Wiley, Journal of Geophysical Research. Space Physics, 11(128), 2023
DOI: 10.1029/2023ja031656
Full text: Unavailable
AbstractWe define the spatial clustering of X‐rays within Jupiter's northern auroral regions by classifying their distributions into “X‐ray auroral structures.” Using data from Chandra during Juno's main mission observations (24 May 2016 to 8 September 2019), we define five X‐ray structures based on their ionospheric location and calculate the distribution of auroral photons. The morphology and ionospheric location of these structures allow us to explore the possibility of numerous X‐ray auroral magnetospheric drivers. We compare these distributions to Hubble Space Telescope (HST) and Juno (Waves and MAG) data, and a 1D solar wind propagation model to infer the state of Jupiter's magnetosphere. Our results suggest that the five sub‐classes of “X‐ray structures” fall under two broad morphologies: fully polar and low latitude emissions.

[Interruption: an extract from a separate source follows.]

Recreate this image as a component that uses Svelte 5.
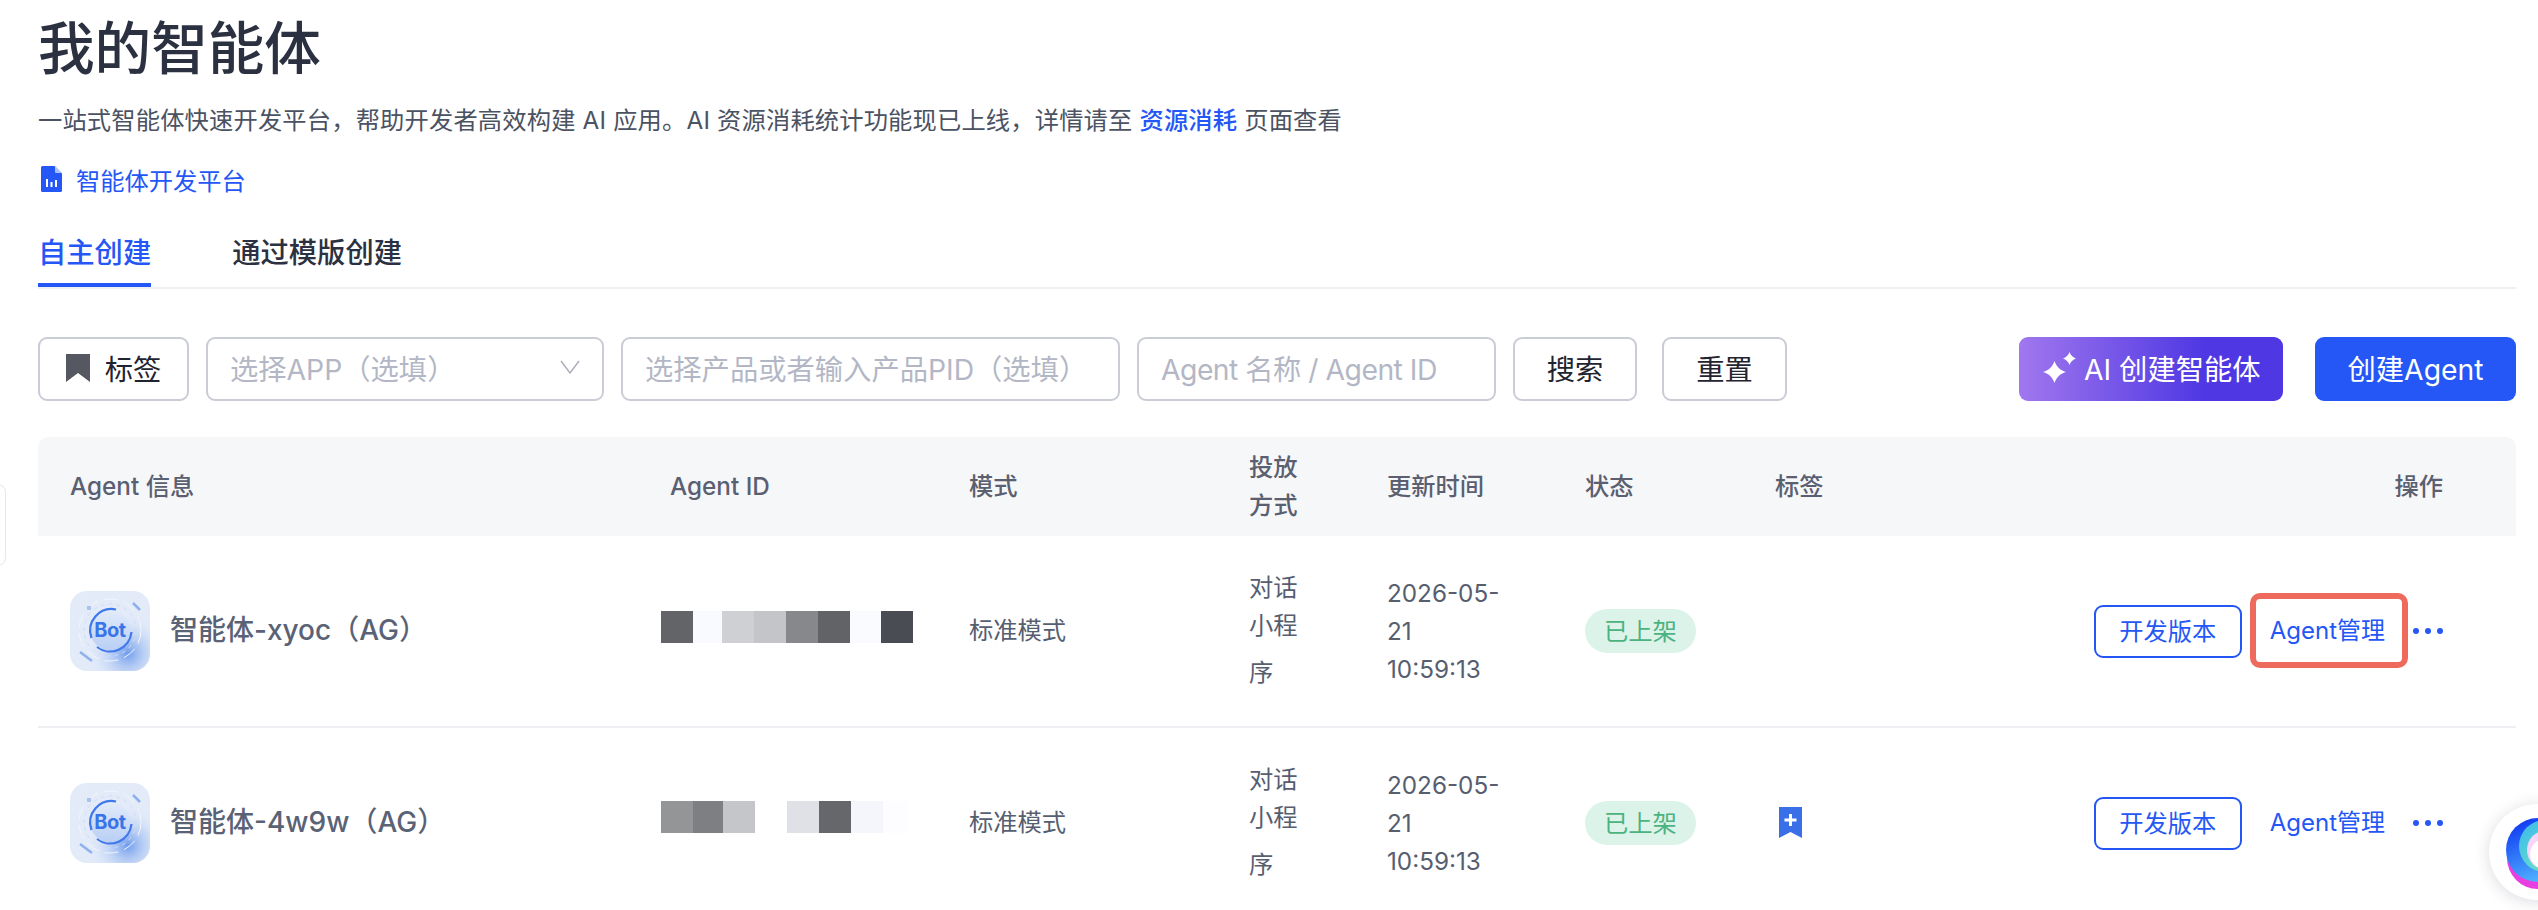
<script>
  const agents = [
    {
      name: '智能体-xyoc（AG）',
      blur: [
        [32, '#636468'], [29, '#f9faff'], [32, '#cfd0d4'], [32, '#c4c5c9'],
        [32, '#87888c'], [32, '#626367'], [31, '#fafbff'], [32, '#4a4c54']
      ],
      blurShift: -8,
      tagged: false,
      highlight: true
    },
    {
      name: '智能体-4w9w（AG）',
      blur: [
        [32, '#949597'], [30, '#7e7f83'], [32, '#c5c6ca'], [32, '#ffffff'],
        [32, '#e0e1e6'], [32, '#66676b'], [32, '#f5f6fc'], [25, '#fdfdff']
      ],
      blurShift: -12,
      tagged: true,
      highlight: false
    }
  ]
</script>

<div class="page">
  <h1 class="title">我的智能体</h1>
  <p class="desc">一站式智能体快速开发平台，帮助开发者高效构建 AI 应用。AI 资源消耗统计功能现已上线，详情请至 <a href="#usage" class="usage">资源消耗</a> 页面查看</p>
  <a href="#platform" class="doc">
    <svg width="21" height="26" viewBox="0 0 21 26">
      <path d="M1.5 0H13.5L21 7.5V24.5A1.5 1.5 0 0 1 19.5 26H1.5A1.5 1.5 0 0 1 0 24.5V1.5A1.5 1.5 0 0 1 1.5 0Z" fill="#2457f5" />
      <path d="M14 0L21 7H15A1 1 0 0 1 14 6Z" fill="#a9c0fb" />
      <path d="M5 13h2v8H5zM9.500 16h2v5h-2zM14 14h2v7h-2z" fill="#fff" />
    </svg>
    智能体开发平台
  </a>

  <nav class="tabs">
    <button class="tab active">自主创建</button>
    <button class="tab">通过模版创建</button>
  </nav>

  <div class="filters">
    <button class="btn tag-btn">
      <svg width="24" height="28" viewBox="0 0 24 28"><path d="M0 0H24V28L12 19L0 28Z" fill="#555860" /></svg>
      标签
    </button>
    <div class="field select">
      <span>选择APP（选填）</span>
      <svg width="20" height="14" viewBox="0 0 20 14"><path d="M1 1L10 13L19 1" fill="none" stroke="#a9adba" stroke-width="1.4" /></svg>
    </div>
    <div class="field product"><span>选择产品或者输入产品PID（选填）</span></div>
    <div class="field name"><span>Agent 名称 / Agent ID</span></div>
    <button class="btn search">搜索</button>
    <button class="btn reset">重置</button>
    <button class="btn ai">
      <svg width="33" height="31" viewBox="0 0 33 31">
        <path d="M11.500 9C13 14 17 18.500 23 20C17 21.500 13 26 11.500 31C10 26 6 21.500 0 20C6 18.500 10 14 11.500 9Z" fill="#fff" />
        <path d="M26.500 0C27.500 3 30 5.500 33 6.500C30 7.500 27.500 10 26.500 13C25.500 10 23 7.500 20 6.500C23 5.500 25.500 3 26.500 0Z" fill="#fff" />
      </svg>
      AI 创建智能体
    </button>
    <button class="btn create">创建Agent</button>
  </div>

  <div class="table">
    <div class="row head">
      <div class="cell">Agent 信息</div>
      <div class="cell">Agent ID</div>
      <div class="cell">模式</div>
      <div class="cell narrow">投放方式</div>
      <div class="cell">更新时间</div>
      <div class="cell">状态</div>
      <div class="cell">标签</div>
      <div class="cell ops">操作</div>
    </div>

    {#each agents as agent}
      <div class="row body">
        <div class="cell info">
          <svg class="avatar" width="80" height="80" viewBox="0 0 80 80">
            <defs>
              <radialGradient id="glow" cx="0.72" cy="0.78" r="0.5">
                <stop offset="0" stop-color="#6f9cec" />
                <stop offset="1" stop-color="#dfe8f8" stop-opacity="0" />
              </radialGradient>
              <linearGradient id="disc" x1="0" y1="0" x2="0" y2="1">
                <stop offset="0" stop-color="#e2ebfa" />
                <stop offset="1" stop-color="#b9cff5" />
              </linearGradient>
            </defs>
            <rect width="80" height="80" rx="17" fill="#e3ebf9" />
            <rect width="80" height="80" rx="17" fill="url(#glow)" />
            <circle cx="40" cy="39" r="31" fill="none" stroke="#f2f6fd" stroke-width="1" stroke-dasharray="14 6" />
            <circle cx="40" cy="39" r="26" fill="none" stroke="#cfdcf4" stroke-width="1" stroke-dasharray="4 4" />
            <circle cx="40" cy="39" r="20" fill="url(#disc)" />
            <path d="M21.500 47A21.500 21.500 0 0 1 46 18.500" fill="none" stroke="#3f78ea" stroke-width="2.200" />
            <path d="M27 56A21.500 21.500 0 0 0 61.500 41" fill="none" stroke="#3f78ea" stroke-width="2.200" />
            <path d="M63 12L70 19M10 61L22 70" stroke="#8db1ee" stroke-width="2.500" />
            <rect x="17" y="15" width="4" height="4" fill="#a9c2ef" />
            <text x="40" y="46" text-anchor="middle" class="bot">Bot</text>
          </svg>
          <span class="agent-name">{agent.name}</span>
        </div>
        <div class="cell"><div class="blur" style="margin-top:{agent.blurShift}px">
          {#each agent.blur as [w, c]}<i style="width:{w}px;background:{c}"></i>{/each}
        </div></div>
        <div class="cell mode">标准模式</div>
        <div class="cell channel"><span>对话</span><span>小程</span><span class="last">序</span></div>
        <div class="cell date">2026-05-21 10:59:13</div>
        <div class="cell"><span class="status">已上架</span></div>
        <div class="cell">
          {#if agent.tagged}
            <svg class="tag-mark" width="23" height="31" viewBox="0 0 23 31">
              <path d="M0 0H23V31L11.500 25L0 31Z" fill="#3a6fe8" />
              <path d="M10 7h3v4.500h4.500v3H13V19h-3v-4.500H5.500v-3H10Z" fill="#fff" />
            </svg>
          {/if}
        </div>
        <div class="cell ops actions">
          <button class="version">开发版本</button>
          <a href="#manage" class="manage" class:marked={agent.highlight}>Agent管理</a>
          <span class="more"><i></i><i></i><i></i></span>
        </div>
      </div>
    {/each}
  </div>

  <div class="side-panel"></div>
  <div class="assistant">
    <svg width="96" height="96" viewBox="0 0 96 96">
      <defs>
        <linearGradient id="blue" x1="0" y1="0" x2="0.4" y2="1">
          <stop offset="0" stop-color="#0a2bf0" />
          <stop offset="1" stop-color="#4db0ff" />
        </linearGradient>
        <linearGradient id="teal" x1="0" y1="0" x2="1" y2="1">
          <stop offset="0" stop-color="#38b6f0" />
          <stop offset="1" stop-color="#7cf3b4" />
        </linearGradient>
      </defs>
      <circle cx="49" cy="54" r="31" fill="#e83fe0" />
      <circle cx="49" cy="46" r="32" fill="url(#blue)" />
      <circle cx="56" cy="42" r="26" fill="url(#teal)" />
      <circle cx="58" cy="46" r="20" fill="#f6d5f6" />
      <circle cx="56" cy="50" r="15" fill="#fff" />
    </svg>
  </div>
</div>

<style>
  :global(body) {
    background: #fff;
  }

  .page {
    position: relative;
    box-sizing: border-box;
    width: 2538px;
    height: 910px;
    overflow: hidden;
    padding: 11px 22px 0 38px;
    font-family: Inter, "Noto Sans CJK SC", sans-serif;
    font-size: 24.28px;
    color: #565e70;
    background: #fff;
  }

  .title {
    margin: 0;
    font-size: 56.6px;
    line-height: 76px;
    font-weight: 500;
    color: #2b3140;
  }

  .desc {
    margin: 14px 0 0;
    line-height: 38px;
    letter-spacing: 0.17px;
    color: #4b5262;
  }

  .usage {
    color: #2457f5;
    font-weight: 500;
    text-decoration: none;
  }

  .doc {
    display: flex;
    align-items: center;
    gap: 14px;
    margin-top: 21px;
    padding-left: 3px;
    height: 38px;
    color: #2457f5;
    text-decoration: none;
  }

  .tabs {
    display: flex;
    gap: 81px;
    margin-top: 36px;
    border-bottom: 2px solid #eeeff3;
  }

  .tab {
    padding: 0 0 11px;
    border: 0;
    border-bottom: 4px solid transparent;
    background: none;
    font: inherit;
    font-size: 28.3px;
    line-height: 38px;
    font-weight: 500;
    color: #2b3140;
  }

  .tab.active {
    color: #2457f5;
    border-bottom-color: #2457f5;
  }

  .filters {
    display: flex;
    gap: 17px;
    margin-top: 48px;
    height: 64px;
  }

  .btn,
  .field {
    box-sizing: border-box;
    display: flex;
    align-items: center;
    height: 64px;
    border: 2px solid #caccd6;
    border-radius: 9px;
    background: #fff;
    font: inherit;
    font-size: 28.3px;
    padding-bottom: 4px;
  }

  .btn {
    justify-content: center;
    color: #1f2430;
  }

  .tag-btn {
    width: 151px;
    gap: 15px;
  }

  .field {
    padding-left: 22px;
    padding-right: 22px;
    color: #b3b7c5;
    white-space: nowrap;
  }

  .select {
    width: 398px;
    justify-content: space-between;
  }

  .product {
    width: 499px;
  }

  .name {
    width: 359px;
    letter-spacing: -0.5px;
  }

  .search {
    width: 124px;
  }

  .reset {
    width: 125px;
    margin-left: 8px;
  }

  .ai {
    width: 264px;
    margin-left: auto;
    justify-content: flex-start;
    padding-left: 24px;
    gap: 8px;
    border: 0;
    color: #fff;
    background: linear-gradient(90deg, #a077ee 0%, #4f38e3 70%);
  }

  .create {
    width: 201px;
    margin-left: 15px;
    border: 0;
    color: #fff;
    background: #2457f5;
  }

  .table {
    margin-top: 36px;
  }

  .row {
    display: grid;
    grid-template-columns: 600px 299px 280px 138px 198px 190px 1fr 580px;
    align-items: center;
  }

  .head {
    box-sizing: border-box;
    height: 99px;
    padding-bottom: 2px;
    background: #f6f7f9;
    border-radius: 10px 10px 0 0;
    font-weight: 500;
    line-height: 38px;
    color: #5a6070;
  }

  .body {
    box-sizing: border-box;
    height: 192px;
    border-bottom: 2px solid #eeeff3;
    line-height: 38px;
  }

  .cell {
    padding-left: 32px;
  }

  .narrow,
  .channel {
    padding-right: 50px;
  }

  .channel {
    margin-top: -4px;
  }

  .channel span {
    display: block;
  }

  .channel .last {
    margin-top: 9px;
  }

  .date {
    padding-right: 50px;
  }

  .mode {
    padding-bottom: 2px;
  }

  .ops {
    padding: 0 73px 0 0;
    text-align: right;
  }

  .info {
    display: flex;
    align-items: center;
    gap: 20px;
  }

  .avatar {
    flex: none;
  }

  .bot {
    font-size: 20px;
    font-weight: 700;
    letter-spacing: -0.5px;
    fill: #3a74ea;
  }

  .agent-name {
    padding-bottom: 2px;
    font-size: 28px;
    font-weight: 500;
    color: #5a6275;
  }

  .blur {
    display: flex;
    height: 32px;
    margin-left: -9px;
  }

  .blur i {
    display: block;
  }

  .status {
    display: inline-block;
    padding: 0 19px;
    height: 44px;
    line-height: 44px;
    border-radius: 22px;
    background: #dcf3ea;
    color: #4cb27f;
    vertical-align: middle;
  }

  .tag-mark {
    display: block;
    margin: -2px 0 0 4px;
  }

  .actions {
    display: flex;
    align-items: center;
    justify-content: flex-end;
  }

  .version {
    box-sizing: border-box;
    width: 148px;
    height: 53px;
    border: 2px solid #2457f5;
    border-radius: 9px;
    background: #fff;
    font: inherit;
    color: #2457f5;
  }

  .manage {
    position: relative;
    margin: 0 28px;
    font-size: 24px;
    color: #2457f5;
    text-decoration: none;
    white-space: nowrap;
  }

  .marked::after {
    content: "";
    position: absolute;
    left: -20px;
    right: -23px;
    top: -19px;
    bottom: -18px;
    border: 6px solid #ee6a5c;
    border-radius: 10px;
  }

  .more {
    display: flex;
    gap: 6px;
  }

  .more i {
    width: 6px;
    height: 6px;
    border-radius: 50%;
    background: #2457f5;
  }

  .side-panel {
    position: absolute;
    left: -10px;
    top: 484px;
    width: 14px;
    height: 80px;
    border: 1px solid #e6e7ec;
    border-radius: 8px;
  }

  .assistant {
    position: absolute;
    left: 2489px;
    top: 804px;
    width: 96px;
    height: 96px;
    border-radius: 50%;
    background: #fff;
    box-shadow: 0 2px 16px rgba(30, 40, 70, 0.16);
    overflow: hidden;
  }
</style>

Visibility modeling of each structure suggests the non‐uniformity of the photon distributions across the Chandra intervals are likely associated with the switching on/off of magnetospheric drivers as opposed to geometrical effects. The combination of ultraviolet (UV) and X‐ray morphological structures is a powerful tool to elucidate the behavior of both electrons and ions and their link to solar wind/magnetospheric conditions in the absence of an upstream solar monitor. Although much work is still needed to progress the use of X‐ray morphology as a diagnostic tool, we set the foundations for future studies to continue this vital research.